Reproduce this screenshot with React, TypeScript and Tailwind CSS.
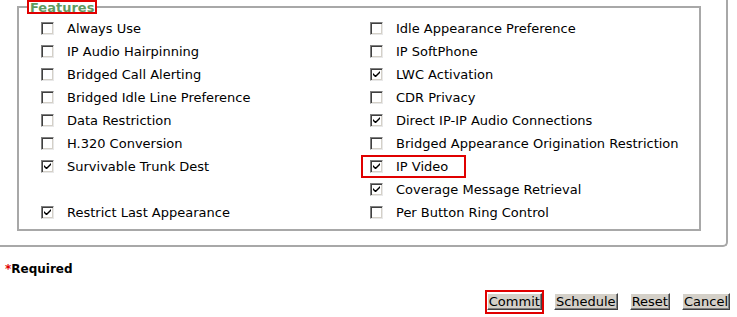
import React from "react";

type Feature = { label: string; checked: boolean; mark?: boolean } | null;

const left: Feature[] = [
  { label: "Always Use", checked: false },
  { label: "IP Audio Hairpinning", checked: false },
  { label: "Bridged Call Alerting", checked: false },
  { label: "Bridged Idle Line Preference", checked: false },
  { label: "Data Restriction", checked: false },
  { label: "H.320 Conversion", checked: false },
  { label: "Survivable Trunk Dest", checked: true },
  null,
  { label: "Restrict Last Appearance", checked: true },
];

const right: Feature[] = [
  { label: "Idle Appearance Preference", checked: false },
  { label: "IP SoftPhone", checked: false },
  { label: "LWC Activation", checked: true },
  { label: "CDR Privacy", checked: false },
  { label: "Direct IP-IP Audio Connections", checked: true },
  { label: "Bridged Appearance Origination Restriction", checked: false },
  { label: "IP Video", checked: true, mark: true },
  { label: "Coverage Message Retrieval", checked: true },
  { label: "Per Button Ring Control", checked: false },
];

function Box({ checked }: { checked: boolean }) {
  return (
    <span className="flex h-[13px] w-[13px] shrink-0 items-center justify-center border border-t-[#808080] border-l-[#808080] border-r-[#e8e8e8] border-b-[#e8e8e8] bg-white shadow-[inset_1px_1px_0_#404040,inset_-1px_-1px_0_#d4d0c8]">
      {checked && (
        <svg width="7" height="7" viewBox="0 0 7 7">
          <path d="M0 2 L0 4 L2 6 L3 6 L7 2 L7 0 L3 4 L2 4 Z" fill="#000" />
        </svg>
      )}
    </span>
  );
}

function Item({ f }: { f: Feature }) {
  if (!f) return <div className="h-[23px]" />;
  return (
    <div className="flex h-[23px] items-center">
      <div
        className={
          f.mark
            ? "-ml-[9px] flex h-[23px] w-[105px] items-center gap-[13px] border-2 border-[#e00000] pl-[7px]"
            : "flex items-center gap-[13px]"
        }
      >
        <Box checked={f.checked} />
        <span className="whitespace-nowrap">{f.label}</span>
      </div>
    </div>
  );
}

function Btn({ label, mark }: { label: string; mark?: boolean }) {
  return (
    <div className={mark ? "border-2 border-[#e00000]" : "border-2 border-transparent"}>
      <button className="h-[17px] border border-t-white border-l-white border-r-[#404040] border-b-[#404040] bg-[#d4d0c8] px-[1px] text-[13px] leading-[15px] text-black shadow-[inset_-1px_-1px_0_#808080]">
        {label}
      </button>
    </div>
  );
}

export default function App() {
  return (
    <div className="h-[317px] w-[737px] bg-white text-[13px] text-black font-['DejaVu_Sans',Verdana,sans-serif]">
      <div className="h-[247px] w-[728px] rounded-br-[5px] border-r-2 border-b-2 border-[#a8a8a8] pl-[17px] pr-[25px]">
        <fieldset className="h-[231px] border-2 border-[#a8a8a8] pl-[22px]">
          <legend className="-ml-[14px] border-2 border-[#e00000] px-[1px] text-[13px] leading-[10px] font-bold text-[#5f9a5f]">
            <span className="relative top-[1px]">Features</span>
          </legend>
          <div className="grid grid-cols-[329px_1fr] pt-[3px]">
            <div>
              {left.map((f, i) => (
                <Item key={i} f={f} />
              ))}
            </div>
            <div>
              {right.map((f, i) => (
                <Item key={i} f={f} />
              ))}
            </div>
          </div>
        </fieldset>
      </div>
      <div className="mt-[13px] pl-[5px] text-[12px] font-bold">
        <span className="text-[#e00000]">*</span>Required
      </div>
      <div className="mt-[12px] flex justify-end gap-[8px] pr-[5px]">
        <Btn label="Commit" mark />
        <Btn label="Schedule" />
        <Btn label="Reset" />
        <Btn label="Cancel" />
      </div>
    </div>
  );
}
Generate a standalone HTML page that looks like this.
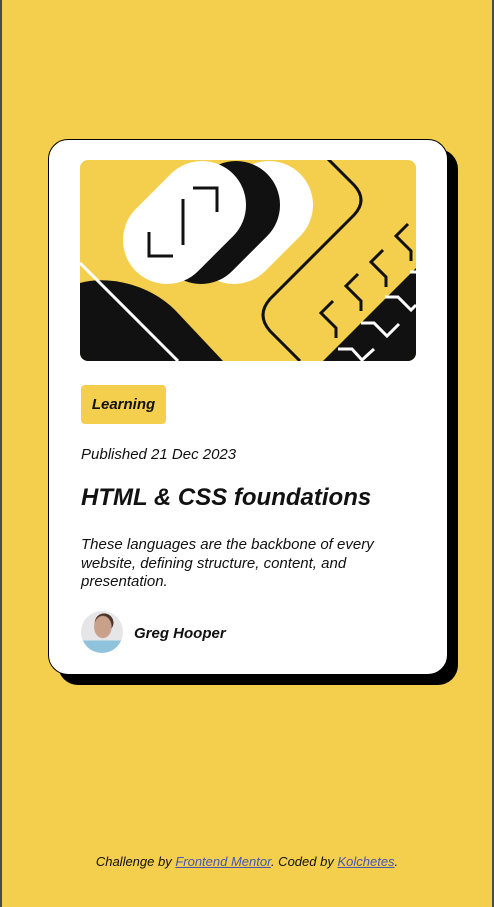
=-=-=
▶ _Task description_:
Print the records above exactly as they stand, but leave out the pictures.

▶ _Task solution_:
Reproduce this screenshot with React, TypeScript and Tailwind CSS.
import React from "react";

type Feature = { label: string; checked: boolean; mark?: boolean } | null;

const left: Feature[] = [
  { label: "Always Use", checked: false },
  { label: "IP Audio Hairpinning", checked: false },
  { label: "Bridged Call Alerting", checked: false },
  { label: "Bridged Idle Line Preference", checked: false },
  { label: "Data Restriction", checked: false },
  { label: "H.320 Conversion", checked: false },
  { label: "Survivable Trunk Dest", checked: true },
  null,
  { label: "Restrict Last Appearance", checked: true },
];

const right: Feature[] = [
  { label: "Idle Appearance Preference", checked: false },
  { label: "IP SoftPhone", checked: false },
  { label: "LWC Activation", checked: true },
  { label: "CDR Privacy", checked: false },
  { label: "Direct IP-IP Audio Connections", checked: true },
  { label: "Bridged Appearance Origination Restriction", checked: false },
  { label: "IP Video", checked: true, mark: true },
  { label: "Coverage Message Retrieval", checked: true },
  { label: "Per Button Ring Control", checked: false },
];

function Box({ checked }: { checked: boolean }) {
  return (
    <span className="flex h-[13px] w-[13px] shrink-0 items-center justify-center border border-t-[#808080] border-l-[#808080] border-r-[#e8e8e8] border-b-[#e8e8e8] bg-white shadow-[inset_1px_1px_0_#404040,inset_-1px_-1px_0_#d4d0c8]">
      {checked && (
        <svg width="7" height="7" viewBox="0 0 7 7">
          <path d="M0 2 L0 4 L2 6 L3 6 L7 2 L7 0 L3 4 L2 4 Z" fill="#000" />
        </svg>
      )}
    </span>
  );
}

function Item({ f }: { f: Feature }) {
  if (!f) return <div className="h-[23px]" />;
  return (
    <div className="flex h-[23px] items-center">
      <div
        className={
          f.mark
            ? "-ml-[9px] flex h-[23px] w-[105px] items-center gap-[13px] border-2 border-[#e00000] pl-[7px]"
            : "flex items-center gap-[13px]"
        }
      >
        <Box checked={f.checked} />
        <span className="whitespace-nowrap">{f.label}</span>
      </div>
    </div>
  );
}

function Btn({ label, mark }: { label: string; mark?: boolean }) {
  return (
    <div className={mark ? "border-2 border-[#e00000]" : "border-2 border-transparent"}>
      <button className="h-[17px] border border-t-white border-l-white border-r-[#404040] border-b-[#404040] bg-[#d4d0c8] px-[1px] text-[13px] leading-[15px] text-black shadow-[inset_-1px_-1px_0_#808080]">
        {label}
      </button>
    </div>
  );
}

export default function App() {
  return (
    <div className="h-[317px] w-[737px] bg-white text-[13px] text-black font-['DejaVu_Sans',Verdana,sans-serif]">
      <div className="h-[247px] w-[728px] rounded-br-[5px] border-r-2 border-b-2 border-[#a8a8a8] pl-[17px] pr-[25px]">
        <fieldset className="h-[231px] border-2 border-[#a8a8a8] pl-[22px]">
          <legend className="-ml-[14px] border-2 border-[#e00000] px-[1px] text-[13px] leading-[10px] font-bold text-[#5f9a5f]">
            <span className="relative top-[1px]">Features</span>
          </legend>
          <div className="grid grid-cols-[329px_1fr] pt-[3px]">
            <div>
              {left.map((f, i) => (
                <Item key={i} f={f} />
              ))}
            </div>
            <div>
              {right.map((f, i) => (
                <Item key={i} f={f} />
              ))}
            </div>
          </div>
        </fieldset>
      </div>
      <div className="mt-[13px] pl-[5px] text-[12px] font-bold">
        <span className="text-[#e00000]">*</span>Required
      </div>
      <div className="mt-[12px] flex justify-end gap-[8px] pr-[5px]">
        <Btn label="Commit" mark />
        <Btn label="Schedule" />
        <Btn label="Reset" />
        <Btn label="Cancel" />
      </div>
    </div>
  );
}
Generate a standalone HTML page that looks like this.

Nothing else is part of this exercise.